Goal: Could the lines from the start of the data through the line with "import React from" be set down exactly, with no pictures among them?

Dataset section:
BEGIN
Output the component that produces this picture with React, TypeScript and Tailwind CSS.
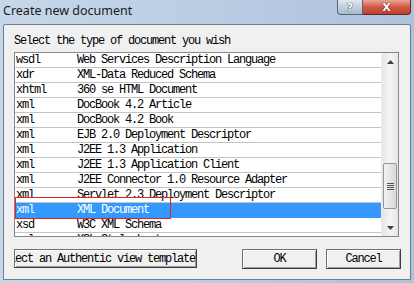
import React from "react";

const rows: [string, string][] = [
  ["wsdl", "Web Services Description Language"],
  ["xdr", "XML-Data Reduced Schema"],
  ["xhtml", "360 se HTML Document"],
  ["xml", "DocBook 4.2 Article"],
  ["xml", "DocBook 4.2 Book"],
  ["xml", "EJB 2.0 Deployment Descriptor"],
  ["xml", "J2EE 1.3 Application"],
  ["xml", "J2EE 1.3 Application Client"],
  ["xml", "J2EE Connector 1.0 Resource Adapter"],
  ["xml", "Servlet 2.3 Deployment Descriptor"],
  ["xml", "XML Document"],
  ["xsd", "W3C XML Schema"],
  ["xsl", "XSL Stylesheet"],
];

const mono = "font-['Liberation_Mono',monospace] text-[12px] tracking-[-1.2px]";

export default function App() {
  return (
    <div className="relative w-[414px] h-[283px] overflow-hidden flex flex-col px-[3px] pb-[3px] bg-gradient-to-r from-[#c6d7ea] to-[#adc3dc]">
      {/* title bar */}
      <div className="h-[24px] flex items-start shrink-0">
        <div className="pt-[2px] font-['Noto_Sans',sans-serif] text-[12.5px] leading-[18px] text-[#1a1a1a]">
          Create new document
        </div>
        <div className="ml-auto flex">
          <div className="w-[26px] h-[15px] border border-t-0 border-[#55657a] rounded-bl-[4px] bg-gradient-to-b from-[#dfe7f0] to-[#a9b9cc] flex items-center justify-center font-['DejaVu_Sans',sans-serif] font-bold text-[11px] leading-none text-white [text-shadow:0_0_1px_#2c3a4a,0_0_1px_#2c3a4a]">
            ?
          </div>
          <div className="w-[48px] h-[15px] border border-t-0 border-l-0 border-[#5a2a24] rounded-br-[4px] bg-gradient-to-b from-[#e9a596] via-[#d15a44] to-[#c1402c] flex items-center justify-center font-['DejaVu_Sans',sans-serif] font-bold text-[11px] leading-none text-white [text-shadow:0_0_1px_#4a1a12,0_0_1px_#4a1a12]">
            X
          </div>
        </div>
      </div>

      {/* content panel */}
      <div className="flex-1 flex flex-col border border-[#6d7d8f] rounded-t-[2px] bg-[#f0f0f0] pl-[10px] pt-[10px]">
        <div className={`${mono} h-[13px] leading-[13px] text-black whitespace-nowrap`}>
          Select the type of document you wish
        </div>

        {/* list */}
        <div className="mt-[4px] w-[385px] h-[185px] border border-[#828790] bg-white flex overflow-hidden">
          <div className="flex-1 flex flex-col overflow-hidden">
            {rows.map(([ext, name], i) => {
              const sel = i === 10;
              return (
                <div
                  key={i}
                  className={`h-[15px] shrink-0 flex border-b ${mono} leading-[14px] whitespace-nowrap ${
                    sel ? "bg-[#3399ff] text-white border-[#3399ff]" : "text-black border-[#c4c4c4]"
                  }`}
                >
                  <div className="w-[62px] pl-[1px] shrink-0">{ext}</div>
                  <div>{name}</div>
                </div>
              );
            })}
          </div>
          {/* scrollbar */}
          <div className="w-[17px] shrink-0 flex flex-col bg-gradient-to-r from-[#e6e6e6] via-[#f4f4f4] to-[#e6e6e6] border-l border-[#ececec]">
            <div className="h-[17px] flex items-center justify-center">
              <svg width="7" height="4" viewBox="0 0 7 4">
                <path d="M0 4 L3.5 0 L7 4 Z" fill="#404040" />
              </svg>
            </div>
            <div className="h-[93px]" />
            <div className="h-[46px] mx-[1px] rounded-[2px] border border-[#979797] bg-gradient-to-r from-[#f2f2f2] to-[#d8d8d8] flex flex-col items-center justify-center gap-[1px]">
              <div className="w-[7px] h-[1px] bg-[#555]" />
              <div className="w-[7px] h-[1px] bg-[#555]" />
              <div className="w-[7px] h-[1px] bg-[#555]" />
              <div className="w-[7px] h-[1px] bg-[#555]" />
            </div>
            <div className="flex-1" />
            <div className="h-[17px] flex items-center justify-center">
              <svg width="7" height="4" viewBox="0 0 7 4">
                <path d="M0 0 L3.5 4 L7 0 Z" fill="#404040" />
              </svg>
            </div>
          </div>
        </div>

        {/* buttons */}
        <div className="mt-[12px] w-[387px] flex items-start">
          <div className="w-[183px] h-[19px] border border-[#707070] border-r-[#3c3c3c] border-b-[#3c3c3c] bg-[#f0f0f0] shadow-[inset_1px_1px_0_#ffffff,inset_-1px_-1px_0_#a0a0a0] overflow-hidden flex justify-end items-center">
            <span className={`${mono} whitespace-nowrap text-black leading-[14px] pr-[1px]`}>
              Select an Authentic view template
            </span>
          </div>
          <div className="ml-auto w-[75px] h-[20px] border border-[#707070] border-r-[#3c3c3c] border-b-[#3c3c3c] bg-[#f0f0f0] shadow-[inset_1px_1px_0_#ffffff,inset_-1px_-1px_0_#a0a0a0] flex items-center justify-center">
            <span className={`${mono} text-black leading-[14px]`}>OK</span>
          </div>
          <div className="ml-[9px] w-[75px] h-[20px] border border-[#707070] border-r-[#3c3c3c] border-b-[#3c3c3c] bg-[#f0f0f0] shadow-[inset_1px_1px_0_#ffffff,inset_-1px_-1px_0_#a0a0a0] flex items-center justify-center">
            <span className={`${mono} text-black leading-[14px]`}>Cancel</span>
          </div>
        </div>
      </div>

      {/* red annotation box */}
      <div className="absolute left-[15px] top-[197px] w-[156px] h-[22px] border border-[#e4231b] pointer-events-none" />
    </div>
  );
}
END
Problem solution:
Output the component that produces this picture with React, TypeScript and Tailwind CSS.
import React from "react";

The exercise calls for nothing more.